With pseudolocalization, you can verify that your product is localizable without actually localizing into a real language. Many potential issues in localization can be discovered independently from actual translation. The pseudolocalization strategy can be applied in the earliest phases of development before translation begins. The strategy is sustained throughout the development cycle for continual testing and validation.

The pseudolocalization techniques described here are informally referred to as simply "pseudo". The shorthand term is commonly understood when you're working in the context of localization.


Pseudotranslation is an automated transformation of source text. It simulates common effects of translation that commonly cause issues with a product. The transformation is readable enough that the product can still be used and tested without knowing a foreign language.

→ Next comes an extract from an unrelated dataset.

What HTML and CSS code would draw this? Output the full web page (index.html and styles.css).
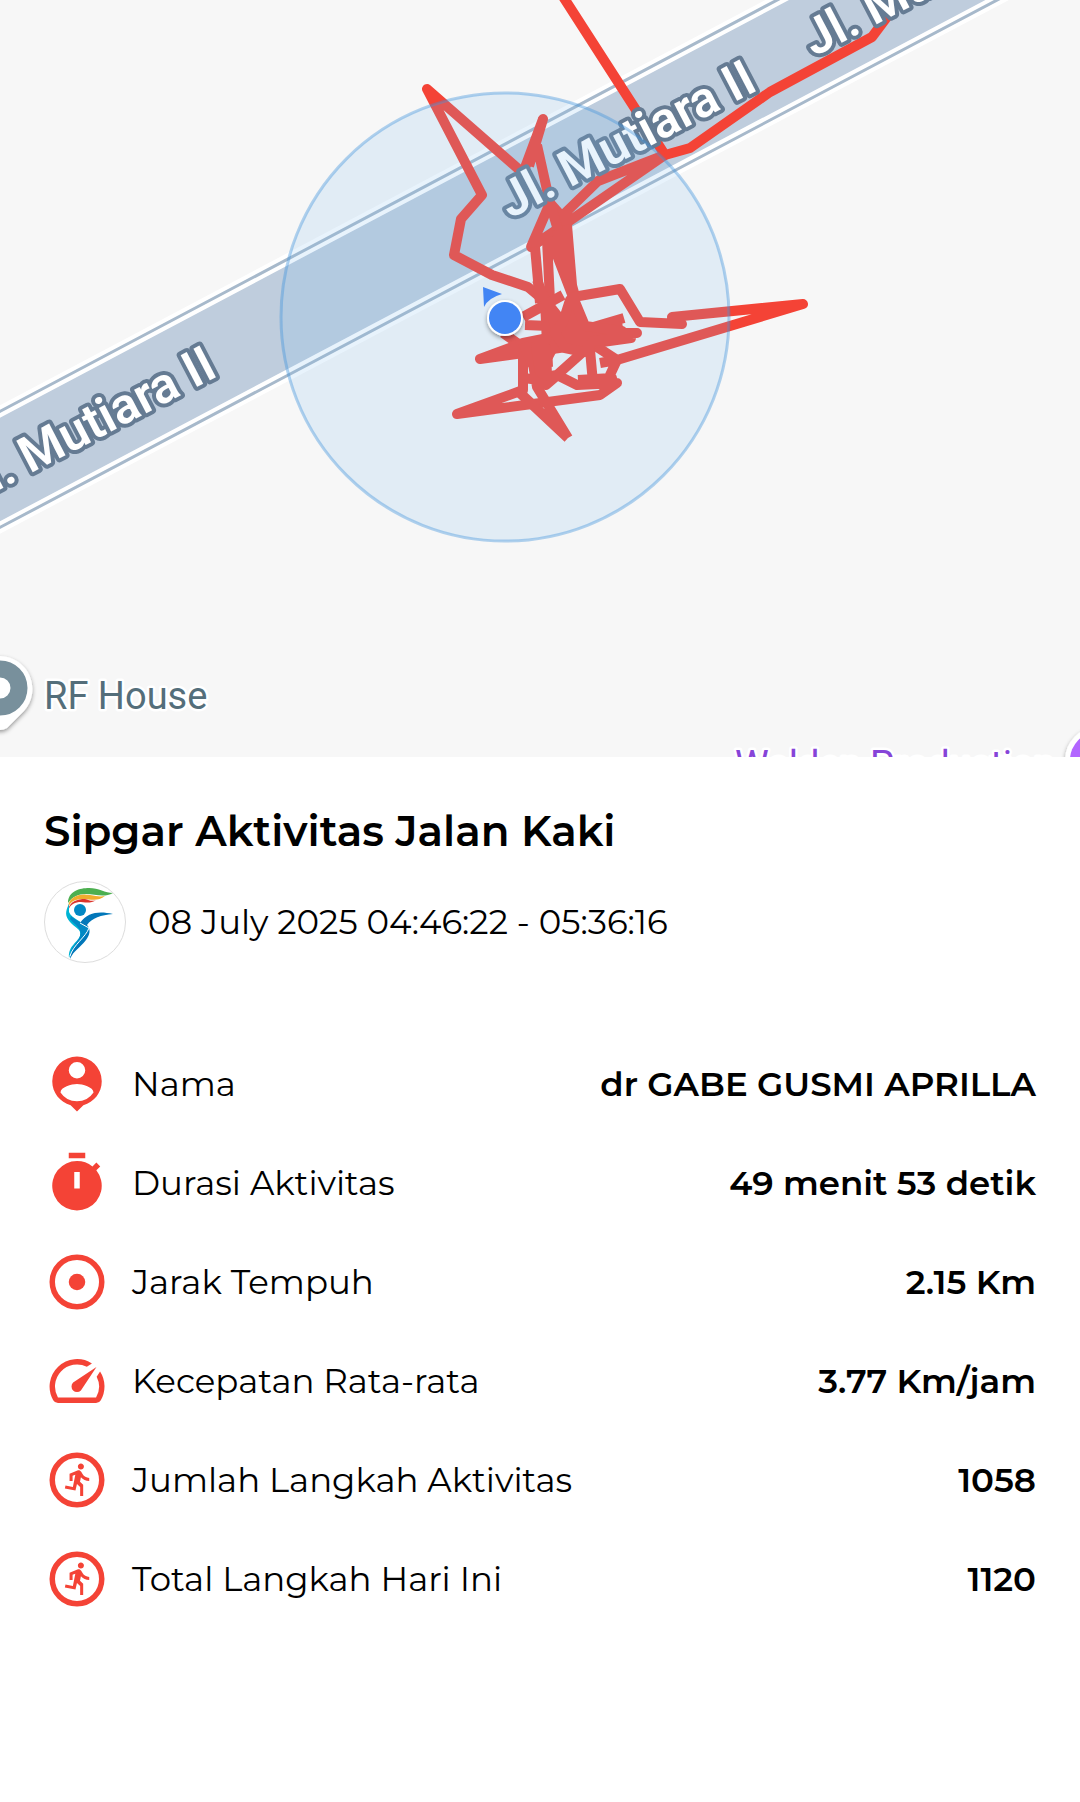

While pseudotranslation can help discover many potential issues with localization, it isn't a complete replacement for validating the translated application.

Resources that haven't been exposed to localization are readily apparent because they won't be pseudo-translated.

A pseudotranslation process can:

  • Add accents and characters from other scripts.

    For example, the letter a is replaced by any one of αäáàāāǎǎăăåå selected at random. The digits 1-9 can be replaced by circled digits ①-⑨ (U+2460 - U+2468). A similar replacement can be applied to other characters.

  • Expand the string to simulate the longer strings that can result from translation. Expanded strings reveal layout and truncation issues.

    When the source language is English, a good heuristic is to lengthen the text by 40%. In practice, there can be extreme cases where a string may be 200% or even 400% longer when translated into a real language. Strings that are one or two words commonly grow proportionally longer than strings with more words.

    Translations can also be shorter than the source text. Shrinkage generally causes fewer issues than growth and is challenging to simulate, so isn't used with pseudo.

  • Pad text to the expansion length using characters from other scripts, such as Greek, Cyrillic, Asian, and Indic scripts.

    Adding text from other scripts helps reveal clipping and font-handling issues.

  • Add delimiters to the start and end of each string. For example, wrap the string in a pair of caret characters (^).

    Wrapping a string instantly reveals truncations in the product user interface because the delimiter is missing. Concatenations will also be revealed by paired delimiters embedded in the displayed text.

  • Add a unique identifier so that you can easily locate the resource in the source. The identifier can be a hash of the resource identifier or some other data to uniquely identify the resource.

Pseudotranslation tools

Pseudotranslation is supported by the Multilingual App Toolkit Editor. Commercial and open source localization tools may also provide an option for pseudotranslation.

Pseudo locales

You can discover issues with formatting and parsing numbers, dates, times, and currency by using a pseudo locale. A pseudo locale will contain date, time, and other formatting options that challenge common assumptions about formats.

Windows defines three pseudo locales that you can use to test your application. Pseudo Locales lists the ones available in Windows:

Pseudo-locale Locale name
Base qps-ploc
Mirrored qps-plocm
East Asian-language qps-ploca

You can test with pseudo locales even if you aren't using pseudotranslation, or haven't enabled it yet.

Locale identifiers for pseudo

Care must be taken to use locale names that follow the rules for locale identifiers.

When Microsoft was pioneering pseudolocalization for Windows, they used tk-TM (Turkmen - Turkmenistan): a valid locale name and one that Windows wasn't shipping at the time. This choice didn't work out well when the next release of Windows included tk-TM as a real locale. The collision caused many bugs, especially in the build and testing systems that assumed tk-TM was the pseudo-locale. Lesson learned: use locale names that are well-formed but will never describe a real language or locale.

You may find references using ps-PS as a pseudo locale, but ps-PS can be interpreted as Pashto (Palestinian Authority). While ps-PS is a well-formed locale name, it's not one that makes very much sense. Pashto isn't commonly spoken in that region.

RFC4646 (Tags for Identifying Languages) section says:

The subtags in the range 'qaa' through 'qtz' are reserved for private use in language tags. These subtags correspond to codes reserved by ISO 639-2 for private use. These codes MAY be used for non-registered primary language subtags (instead of using private use subtags following 'x-').

The Windows pseudo locales all start with qps, so they are in the allowed reserved range.

International Components for Unicode (ICU) provides for two pseudo locale names: en-XA (A for Accents) and en-XB (B for bidirectional).